Mocking is useful when you want fast, deterministic tests. Real services are useful when you want confidence that the full integration works. The mistake is assuming one can replace the other.

Use mocks for:

  • Signature and payload parsing logic
  • Retry branching
  • Handling specific HTTP responses
  • Isolated idempotency checks

Use real services for:

  • TLS and network path validation
  • Proxy and gateway behavior
  • Real queue or storage integration
  • Release smoke tests in staging

For software testing in general, the balance between isolation and realism is a core tradeoff, and webhook testing is a very visible example of it. See software testing and test automation for broader context.

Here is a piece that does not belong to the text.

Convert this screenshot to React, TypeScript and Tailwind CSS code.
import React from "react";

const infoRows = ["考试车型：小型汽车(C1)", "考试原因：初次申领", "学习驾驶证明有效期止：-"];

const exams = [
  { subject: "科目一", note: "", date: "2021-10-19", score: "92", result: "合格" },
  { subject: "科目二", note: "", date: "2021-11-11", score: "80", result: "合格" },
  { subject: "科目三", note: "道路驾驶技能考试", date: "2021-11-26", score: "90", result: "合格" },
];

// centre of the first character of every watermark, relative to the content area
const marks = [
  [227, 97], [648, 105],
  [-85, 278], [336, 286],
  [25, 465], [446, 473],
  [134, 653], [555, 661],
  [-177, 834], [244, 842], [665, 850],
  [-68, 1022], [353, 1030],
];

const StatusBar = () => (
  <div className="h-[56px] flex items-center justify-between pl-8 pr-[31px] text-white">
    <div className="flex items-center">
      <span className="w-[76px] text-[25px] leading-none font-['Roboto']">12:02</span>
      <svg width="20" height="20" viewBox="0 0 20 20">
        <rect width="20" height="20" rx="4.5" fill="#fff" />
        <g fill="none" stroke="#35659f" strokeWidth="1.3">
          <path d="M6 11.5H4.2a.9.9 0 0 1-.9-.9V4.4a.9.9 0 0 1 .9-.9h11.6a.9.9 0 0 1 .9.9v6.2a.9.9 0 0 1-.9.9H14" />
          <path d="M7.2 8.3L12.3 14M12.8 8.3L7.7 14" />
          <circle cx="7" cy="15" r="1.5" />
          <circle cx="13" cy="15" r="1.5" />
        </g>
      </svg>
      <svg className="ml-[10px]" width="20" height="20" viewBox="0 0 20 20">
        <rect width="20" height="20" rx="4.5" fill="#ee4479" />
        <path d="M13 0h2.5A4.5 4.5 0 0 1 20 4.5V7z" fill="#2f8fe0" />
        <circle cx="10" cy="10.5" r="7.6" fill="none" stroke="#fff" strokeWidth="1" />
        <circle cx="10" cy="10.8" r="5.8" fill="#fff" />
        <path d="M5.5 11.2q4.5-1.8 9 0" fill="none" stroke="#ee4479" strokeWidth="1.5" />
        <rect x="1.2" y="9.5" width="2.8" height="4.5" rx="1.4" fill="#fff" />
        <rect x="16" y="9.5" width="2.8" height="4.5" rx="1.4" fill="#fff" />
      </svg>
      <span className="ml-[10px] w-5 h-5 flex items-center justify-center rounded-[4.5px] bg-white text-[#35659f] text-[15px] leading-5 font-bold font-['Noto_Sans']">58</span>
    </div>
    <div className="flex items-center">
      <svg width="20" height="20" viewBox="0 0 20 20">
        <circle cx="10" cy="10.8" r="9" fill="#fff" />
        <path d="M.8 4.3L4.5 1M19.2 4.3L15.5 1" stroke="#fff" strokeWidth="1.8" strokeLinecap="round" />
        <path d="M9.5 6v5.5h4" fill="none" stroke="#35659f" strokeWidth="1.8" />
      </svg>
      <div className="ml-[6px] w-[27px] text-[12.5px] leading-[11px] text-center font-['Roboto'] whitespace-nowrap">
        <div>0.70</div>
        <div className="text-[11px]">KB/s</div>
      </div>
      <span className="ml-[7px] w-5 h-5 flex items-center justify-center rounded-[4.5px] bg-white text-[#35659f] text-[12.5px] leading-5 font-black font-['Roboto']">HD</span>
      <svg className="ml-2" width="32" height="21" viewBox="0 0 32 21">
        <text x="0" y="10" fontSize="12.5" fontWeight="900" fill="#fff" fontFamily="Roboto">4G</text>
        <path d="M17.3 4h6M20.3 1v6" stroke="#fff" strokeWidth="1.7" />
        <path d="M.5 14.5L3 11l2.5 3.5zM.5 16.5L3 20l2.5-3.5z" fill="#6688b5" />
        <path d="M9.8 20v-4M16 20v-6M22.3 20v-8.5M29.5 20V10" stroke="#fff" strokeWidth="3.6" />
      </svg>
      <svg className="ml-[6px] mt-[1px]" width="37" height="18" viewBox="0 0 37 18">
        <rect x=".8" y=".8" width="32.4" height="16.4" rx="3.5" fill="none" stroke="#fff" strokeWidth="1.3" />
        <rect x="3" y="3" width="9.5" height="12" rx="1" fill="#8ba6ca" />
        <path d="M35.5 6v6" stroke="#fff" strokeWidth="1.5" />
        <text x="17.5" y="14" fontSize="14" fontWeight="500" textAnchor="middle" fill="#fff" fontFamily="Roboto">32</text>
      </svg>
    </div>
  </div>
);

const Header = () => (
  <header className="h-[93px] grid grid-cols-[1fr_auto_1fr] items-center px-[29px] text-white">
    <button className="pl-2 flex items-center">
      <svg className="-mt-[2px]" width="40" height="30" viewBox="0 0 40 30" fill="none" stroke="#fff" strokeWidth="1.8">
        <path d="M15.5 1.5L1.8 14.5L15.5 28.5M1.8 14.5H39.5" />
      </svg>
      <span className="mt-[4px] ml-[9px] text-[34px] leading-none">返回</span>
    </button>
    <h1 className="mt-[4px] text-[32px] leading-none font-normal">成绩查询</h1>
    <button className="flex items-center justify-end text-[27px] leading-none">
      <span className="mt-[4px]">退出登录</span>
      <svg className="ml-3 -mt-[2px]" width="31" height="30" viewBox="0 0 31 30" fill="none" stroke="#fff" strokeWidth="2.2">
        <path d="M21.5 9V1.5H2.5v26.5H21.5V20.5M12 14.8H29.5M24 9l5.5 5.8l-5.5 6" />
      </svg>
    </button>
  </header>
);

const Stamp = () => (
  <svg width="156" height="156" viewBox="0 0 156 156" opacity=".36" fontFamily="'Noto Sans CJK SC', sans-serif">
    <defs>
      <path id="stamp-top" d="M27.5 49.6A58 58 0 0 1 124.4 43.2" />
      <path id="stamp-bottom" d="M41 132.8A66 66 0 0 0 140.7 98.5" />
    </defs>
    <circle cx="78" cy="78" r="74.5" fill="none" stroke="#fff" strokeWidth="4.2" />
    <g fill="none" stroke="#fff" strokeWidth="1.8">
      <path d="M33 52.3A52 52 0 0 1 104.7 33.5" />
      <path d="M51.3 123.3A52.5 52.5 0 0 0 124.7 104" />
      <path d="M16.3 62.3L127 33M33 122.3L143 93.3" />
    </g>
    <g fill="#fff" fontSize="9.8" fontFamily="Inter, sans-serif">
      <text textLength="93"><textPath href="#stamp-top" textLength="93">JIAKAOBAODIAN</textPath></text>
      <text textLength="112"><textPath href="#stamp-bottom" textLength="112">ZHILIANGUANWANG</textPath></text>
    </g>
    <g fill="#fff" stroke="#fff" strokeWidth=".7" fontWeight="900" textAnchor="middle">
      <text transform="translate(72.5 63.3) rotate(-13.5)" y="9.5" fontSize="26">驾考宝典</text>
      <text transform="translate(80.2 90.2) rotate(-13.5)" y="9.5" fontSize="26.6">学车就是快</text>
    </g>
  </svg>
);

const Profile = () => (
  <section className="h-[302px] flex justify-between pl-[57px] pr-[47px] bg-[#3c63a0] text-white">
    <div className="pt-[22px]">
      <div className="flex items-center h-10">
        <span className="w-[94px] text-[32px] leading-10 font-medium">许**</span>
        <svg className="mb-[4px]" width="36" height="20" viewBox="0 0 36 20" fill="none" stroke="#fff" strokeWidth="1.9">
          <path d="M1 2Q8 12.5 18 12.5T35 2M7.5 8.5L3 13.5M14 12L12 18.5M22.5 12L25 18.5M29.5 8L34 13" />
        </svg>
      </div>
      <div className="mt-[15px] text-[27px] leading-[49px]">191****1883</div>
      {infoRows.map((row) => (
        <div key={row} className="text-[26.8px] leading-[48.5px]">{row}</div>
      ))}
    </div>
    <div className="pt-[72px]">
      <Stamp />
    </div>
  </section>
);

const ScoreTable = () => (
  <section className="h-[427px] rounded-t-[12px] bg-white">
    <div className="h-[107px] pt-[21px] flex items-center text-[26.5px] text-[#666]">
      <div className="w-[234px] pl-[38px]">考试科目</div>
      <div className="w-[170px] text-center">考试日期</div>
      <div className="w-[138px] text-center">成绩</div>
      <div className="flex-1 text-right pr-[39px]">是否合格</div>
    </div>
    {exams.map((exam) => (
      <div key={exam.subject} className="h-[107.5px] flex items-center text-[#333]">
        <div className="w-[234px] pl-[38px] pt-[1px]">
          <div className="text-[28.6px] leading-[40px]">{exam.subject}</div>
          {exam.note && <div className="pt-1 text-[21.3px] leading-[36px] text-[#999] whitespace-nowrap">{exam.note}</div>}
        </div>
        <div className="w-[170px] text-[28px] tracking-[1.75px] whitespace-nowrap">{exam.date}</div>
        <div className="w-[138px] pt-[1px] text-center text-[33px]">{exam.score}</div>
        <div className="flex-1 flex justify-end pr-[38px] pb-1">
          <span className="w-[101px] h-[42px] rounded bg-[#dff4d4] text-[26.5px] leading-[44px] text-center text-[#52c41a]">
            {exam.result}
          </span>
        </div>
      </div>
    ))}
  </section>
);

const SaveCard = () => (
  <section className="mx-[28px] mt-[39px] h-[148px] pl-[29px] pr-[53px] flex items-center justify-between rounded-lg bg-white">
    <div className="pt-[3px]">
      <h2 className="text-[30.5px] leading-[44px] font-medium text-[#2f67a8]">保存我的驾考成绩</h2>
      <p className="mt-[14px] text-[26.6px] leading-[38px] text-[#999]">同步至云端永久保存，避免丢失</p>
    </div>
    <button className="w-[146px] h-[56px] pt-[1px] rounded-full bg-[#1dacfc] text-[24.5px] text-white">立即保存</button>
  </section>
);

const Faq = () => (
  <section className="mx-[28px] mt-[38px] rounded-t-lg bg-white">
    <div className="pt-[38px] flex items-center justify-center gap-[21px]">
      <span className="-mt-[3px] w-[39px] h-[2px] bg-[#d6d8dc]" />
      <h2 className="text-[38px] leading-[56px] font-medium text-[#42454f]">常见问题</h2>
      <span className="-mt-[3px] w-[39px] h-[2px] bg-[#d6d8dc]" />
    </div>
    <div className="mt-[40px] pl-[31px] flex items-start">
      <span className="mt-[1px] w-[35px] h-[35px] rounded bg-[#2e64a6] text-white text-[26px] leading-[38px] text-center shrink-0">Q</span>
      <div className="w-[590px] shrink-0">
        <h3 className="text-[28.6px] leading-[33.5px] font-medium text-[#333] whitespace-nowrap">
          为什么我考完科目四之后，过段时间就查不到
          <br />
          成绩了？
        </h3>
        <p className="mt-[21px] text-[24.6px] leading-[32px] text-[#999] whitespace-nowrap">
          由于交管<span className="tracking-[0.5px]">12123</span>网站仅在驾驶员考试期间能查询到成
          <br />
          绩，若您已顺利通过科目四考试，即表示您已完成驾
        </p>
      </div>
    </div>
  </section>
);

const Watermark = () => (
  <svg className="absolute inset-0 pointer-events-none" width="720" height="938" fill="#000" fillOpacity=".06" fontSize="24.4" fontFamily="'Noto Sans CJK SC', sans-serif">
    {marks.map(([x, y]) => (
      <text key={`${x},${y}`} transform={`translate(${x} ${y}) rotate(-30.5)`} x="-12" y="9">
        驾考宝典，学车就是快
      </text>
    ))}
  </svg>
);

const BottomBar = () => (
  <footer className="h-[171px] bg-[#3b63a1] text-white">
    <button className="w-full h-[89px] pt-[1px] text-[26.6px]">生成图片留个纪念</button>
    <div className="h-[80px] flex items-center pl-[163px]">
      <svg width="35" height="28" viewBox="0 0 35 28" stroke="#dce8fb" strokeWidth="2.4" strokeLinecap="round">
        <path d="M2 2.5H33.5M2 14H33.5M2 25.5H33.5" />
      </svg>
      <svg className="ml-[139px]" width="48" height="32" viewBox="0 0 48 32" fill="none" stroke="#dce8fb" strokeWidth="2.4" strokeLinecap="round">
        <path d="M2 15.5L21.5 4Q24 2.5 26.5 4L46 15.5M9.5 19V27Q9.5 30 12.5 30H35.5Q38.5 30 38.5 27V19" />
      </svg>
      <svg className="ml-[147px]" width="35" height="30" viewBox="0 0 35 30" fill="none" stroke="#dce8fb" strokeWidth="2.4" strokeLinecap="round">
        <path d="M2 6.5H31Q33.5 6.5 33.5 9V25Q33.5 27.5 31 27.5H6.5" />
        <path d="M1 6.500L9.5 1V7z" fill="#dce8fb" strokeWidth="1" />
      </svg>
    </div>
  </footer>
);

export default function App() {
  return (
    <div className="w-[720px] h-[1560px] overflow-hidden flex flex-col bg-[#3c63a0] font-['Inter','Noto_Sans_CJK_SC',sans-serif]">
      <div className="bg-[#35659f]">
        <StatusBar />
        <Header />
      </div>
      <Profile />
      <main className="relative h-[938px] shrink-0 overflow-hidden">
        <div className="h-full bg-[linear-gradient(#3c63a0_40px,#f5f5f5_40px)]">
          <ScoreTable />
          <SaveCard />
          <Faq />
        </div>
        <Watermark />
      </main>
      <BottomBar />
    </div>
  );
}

A release-safe checklist for webhook testing

Before merging or deploying, verify the following:

  • Webhook contracts are versioned and documented
  • Signature validation is tested with valid and invalid inputs
  • Duplicate events do not create duplicate side effects
  • Retry behavior is explicitly covered
  • Out-of-order delivery is handled or intentionally rejected
  • Malformed payloads fail safely
  • Observability is in place for event IDs and processing status
  • Staging or preproduction validation is run for critical integrations

If a webhook can trigger a deployment, billing action, or customer-visible workflow, it deserves the same discipline you would apply to a database migration or auth change.

Final thoughts

The best way to think about how to test webhooks in CI/CD pipelines is to treat them as contract-driven, event-driven integrations with real operational risk. That means testing more than the response code, and it means validating how your system behaves under retries, duplicates, bad signatures, partial failures, and delayed delivery.

If you build your strategy in layers, unit tests for the handler, integration tests with controlled senders, and staging validation for the full path, you can catch the dangerous failures without turning the pipeline into a brittle mess. That balance is what deployment safety looks like in practice.

For teams shipping event-driven systems, webhook testing is not an optional add-on. It is part of keeping releases predictable.